DATA:

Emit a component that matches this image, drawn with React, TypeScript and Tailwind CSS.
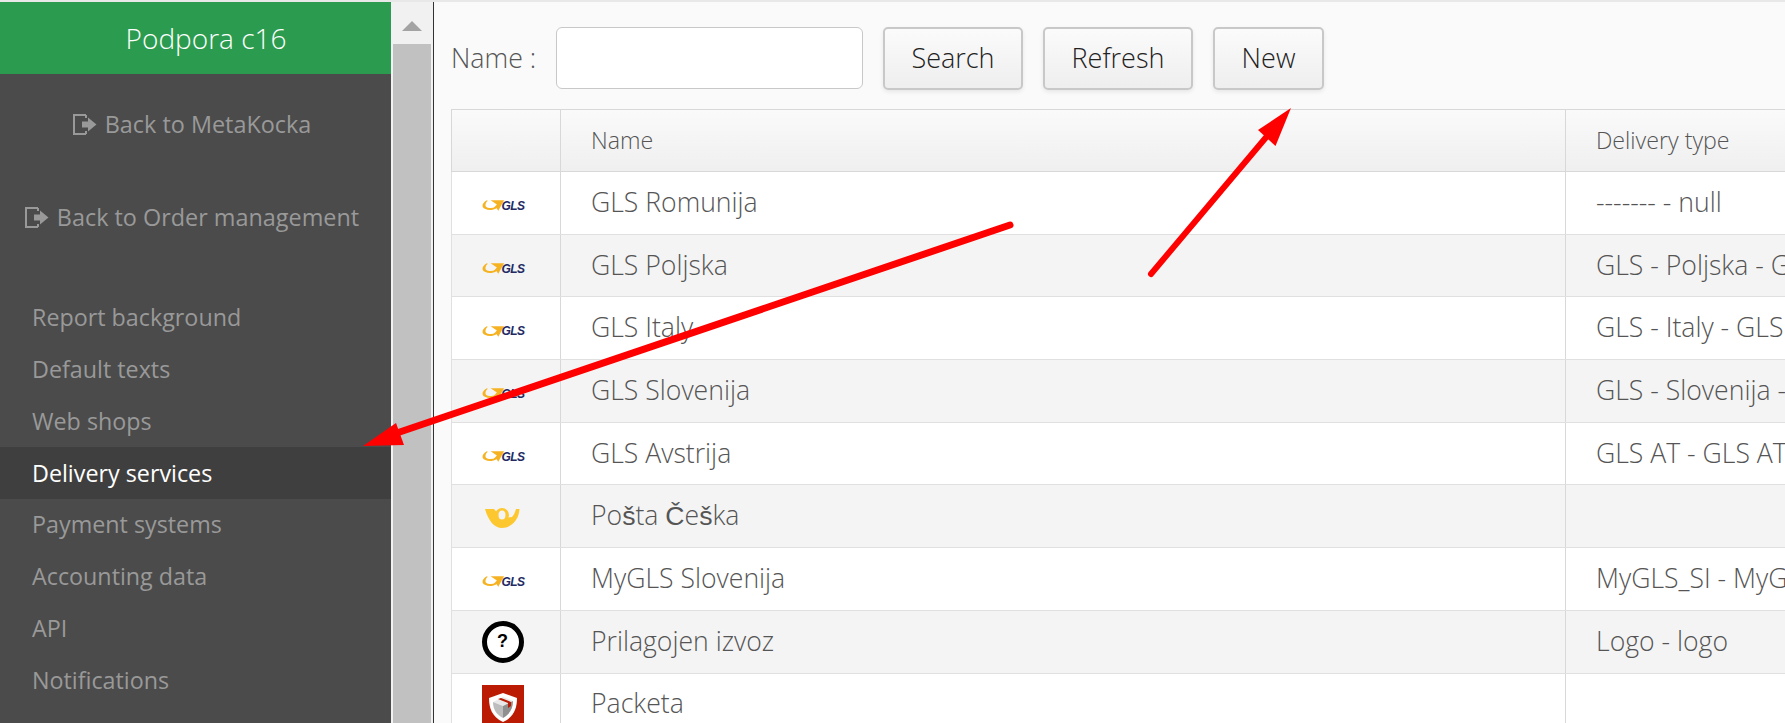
import React from "react";

type RowProps = {
  logo: "gls" | "posta" | "unknown" | "packeta";
  name: React.ReactNode;
  type: string;
};

const rows: RowProps[] = [
  { logo: "gls", name: "GLS Romunija", type: "------- - null" },
  { logo: "gls", name: "GLS Poljska", type: "GLS - Poljska - GLS - Poljska" },
  { logo: "gls", name: "GLS Italy", type: "GLS - Italy - GLS - Italy" },
  { logo: "gls", name: "GLS Slovenija", type: "GLS - Slovenija - GLS - Slovenija" },
  { logo: "gls", name: "GLS Avstrija", type: "GLS AT - GLS AT" },
  {
    logo: "posta",
    name: (
      <>
        Po<span className="font-['Liberation_Sans',sans-serif] font-normal">š</span>ta{" "}
        <span className="font-['Liberation_Sans',sans-serif] font-normal">Č</span>e
        <span className="font-['Liberation_Sans',sans-serif] font-normal">š</span>ka
      </>
    ),
    type: "",
  },
  { logo: "gls", name: "MyGLS Slovenija", type: "MyGLS_SI - MyGLS_SI" },
  { logo: "unknown", name: "Prilagojen izvoz", type: "Logo - logo" },
  { logo: "packeta", name: "Packeta", type: "" },
];

const menu = [
  "Report background",
  "Default texts",
  "Web shops",
  "Delivery services",
  "Payment systems",
  "Accounting data",
  "API",
  "Notifications",
];

const ExitIcon = () => (
  <svg width="24" height="21" viewBox="0 0 24 21" className="mr-[8px] shrink-0">
    <path d="M13 1H1v19h12" fill="none" stroke="#999" strokeWidth="2" />
    <path d="M13 1v3M13 17v3" fill="none" stroke="#999" strokeWidth="2" />
    <path d="M9 7.5h6V3.5l8.5 7-8.5 7v-4H9z" fill="#999" />
  </svg>
);

const GlsLogo = () => (
  <div className="mt-[6px] flex w-[42px] items-center">
    <svg width="23" height="13" viewBox="0 0 24 13" className="shrink-0">
      <path d="M5 1C0 4-1 8 3 10c4 2 9 1.500 12-1l-1-1C11 9.500 6 9.500 4 7.500 3 6 4 3 6 1.500z" fill="#f5b324" />
      <path d="M9 1h14l-6 11-2-3-4 1.500 4.500-5z" fill="#f5b324" />
    </svg>
    <span className="-ml-[3px] font-['Liberation_Sans',sans-serif] text-[12px] leading-none font-bold tracking-[-0.6px] text-[#232a63] italic">GLS</span>
  </div>
);

const PostaLogo = () => (
  <svg width="35" height="20" viewBox="0 0 35 20" className="mt-[4px]">
    <path d="M0 1h9l8 9 10-1c2-2 3-5 4-8h3.500C34 12 26 20 17 20 9 20 3 12 0 1z" fill="#fdc82f" />
    <ellipse cx="17" cy="7" rx="7" ry="7" fill="#fdc82f" />
    <ellipse cx="17" cy="7" rx="3.500" ry="4.500" fill="#f4f4f4" />
  </svg>
);

const UnknownLogo = () => (
  <div className="flex h-[42px] w-[42px] items-center justify-center rounded-full border-[5px] border-black bg-white font-['Liberation_Sans',sans-serif] text-[18px] font-bold text-black">
    ?
  </div>
);

const PacketaLogo = () => (
  <svg width="42" height="42" viewBox="0 0 42 42" className="mt-[3px]">
    <rect width="42" height="42" fill="#ba1b02" />
    <path d="M21 8l14 5c0 10-3 19-14 24C10 32 7 23 7 13z" fill="#fff" />
    <path d="M21 12l10 4-10 5-10-4z" fill="#e8e8e8" />
    <path d="M11 17l10 4v12c-6-3-10-8-10-16z" fill="#bdbdbd" />
    <path d="M31 16l-10 5v12c6-3 10-9 10-17z" fill="#8f8f8f" />
    <path d="M16 14l10 4v5l3-2v-4L19 13z" fill="#ba1b02" />
  </svg>
);

const Logo = ({ logo }: { logo: RowProps["logo"] }) => {
  if (logo === "gls") return <GlsLogo />;
  if (logo === "posta") return <PostaLogo />;
  if (logo === "unknown") return <UnknownLogo />;
  return <PacketaLogo />;
};

const Btn = ({ label, width }: { label: string; width: string }) => (
  <button
    className={`h-[63px] ${width} rounded-[5px] border-2 border-[#c8c8c8] bg-gradient-to-b from-[#fbfbfb] to-[#eeeeee] text-[27px] font-light text-[#222] shadow-[0_2px_4px_rgba(0,0,0,0.08)]`}
  >
    {label}
  </button>
);

export default function App() {
  return (
    <div className="relative flex h-[723px] w-[1785px] flex-col overflow-hidden bg-[#fafafa] font-['Open_Sans',sans-serif]">
      <div className="h-[2px] shrink-0 bg-[#e8e8e8]" />
      <div className="flex min-h-0 flex-1">
        {/* Sidebar */}
        <div className="flex w-[391px] shrink-0 flex-col bg-[#4b4b4b]">
          <div className="flex h-[72px] shrink-0 items-center justify-center bg-[#2b9c4f] pl-[21px] text-[28px] font-light text-white">
            Podpora c16
          </div>
          <div className="mt-[4px] flex h-[93px] shrink-0 items-center justify-center pr-[7px] text-[23.4px] text-[#999]">
            <ExitIcon />
            Back to MetaKocka
          </div>
          <div className="flex h-[93px] shrink-0 items-center justify-center pr-[7px] text-[23.4px] text-[#999]">
            <ExitIcon />
            Back to Order management
          </div>
          <div className="mt-[28px] flex flex-col">
            {menu.map((item) =>
              item === "Delivery services" ? (
                <div key={item} className="flex h-[52px] items-center bg-[#3f3f3f] pl-[32px] text-[23.3px] text-white">
                  {item}
                </div>
              ) : (
                <div key={item} className="flex h-[51.7px] items-center pl-[32px] text-[23.3px] text-[#999]">
                  {item}
                </div>
              ),
            )}
          </div>
        </div>

        {/* Scrollbar */}
        <div className="flex w-[43px] shrink-0 flex-col border-r border-[#333] bg-[#f1f1f1] px-[2px]">
          <div className="flex h-[42px] shrink-0 items-center justify-center">
            <div className="mt-[6px] h-0 w-0 border-x-[10px] border-b-[10px] border-x-transparent border-b-[#a3a3a3]" />
          </div>
          <div className="flex-1 bg-[#c1c1c1]" />
        </div>

        {/* Content */}
        <div className="min-w-0 flex-1 overflow-hidden pl-[17px]">
          <div className="flex h-[107px] items-start pt-[25px]">
            <label className="mr-[20px] flex h-[62px] w-[85px] items-center text-[26.8px] font-light whitespace-nowrap text-[#555]">Name :</label>
            <input className="h-[62px] w-[307px] rounded-[6px] border border-[#c8c8c8] bg-white" />
            <div className="ml-[20px] flex gap-[20px]">
              <Btn label="Search" width="w-[140px]" />
              <Btn label="Refresh" width="w-[150px]" />
              <Btn label="New" width="w-[111px]" />
            </div>
          </div>
          <table className="w-[1500px] table-fixed border-collapse border border-[#d8d8d8] text-left font-light text-[#555]">
            <thead>
              <tr className="h-[62px] bg-gradient-to-b from-[#fafafa] to-[#efefef] text-[23.2px]">
                <th className="w-[109px] border border-[#d8d8d8]" />
                <th className="w-[1005px] border border-[#d8d8d8] pl-[30px] font-light">Name</th>
                <th className="border border-[#d8d8d8] pl-[30px] font-light">Delivery type</th>
              </tr>
            </thead>
            <tbody>
              {rows.map((row, i) => (
                <tr key={i} className={`h-[62.7px] text-[26.6px] ${i % 2 === 1 ? "bg-[#f4f4f4]" : "bg-white"}`}>
                  <td className="border border-[#e0e0e0] border-r-[#d8d8d8]">
                    <div className="flex h-[60px] items-center justify-center pr-[7px]">
                      <Logo logo={row.logo} />
                    </div>
                  </td>
                  <td className="border border-[#e0e0e0] border-r-[#d8d8d8] pl-[30px]">{row.name}</td>
                  <td className="overflow-hidden border border-[#e0e0e0] pl-[30px] whitespace-nowrap">{row.type}</td>
                </tr>
              ))}
            </tbody>
          </table>
        </div>
      </div>

      {/* Annotation arrows drawn on top of the screenshot */}
      <svg width="1785" height="723" className="pointer-events-none absolute top-0 left-0">
        <path d="M1010 225L385 437" stroke="#ff0000" strokeWidth="7" strokeLinecap="round" fill="none" />
        <path d="M363 446L396 423L404 445z" fill="#ff0000" />
        <path d="M1151 274L1268 135" stroke="#ff0000" strokeWidth="6" strokeLinecap="round" fill="none" />
        <path d="M1291 108L1258 130L1275.5 146z" fill="#ff0000" />
      </svg>
    </div>
  );
}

EXERCISE PROMPT: Which lines contain the word "drawn"? Copy each of them.

WRITTEN RESPONSE:
Emit a component that matches this image, drawn with React, TypeScript and Tailwind CSS.
      {/* Annotation arrows drawn on top of the screenshot */}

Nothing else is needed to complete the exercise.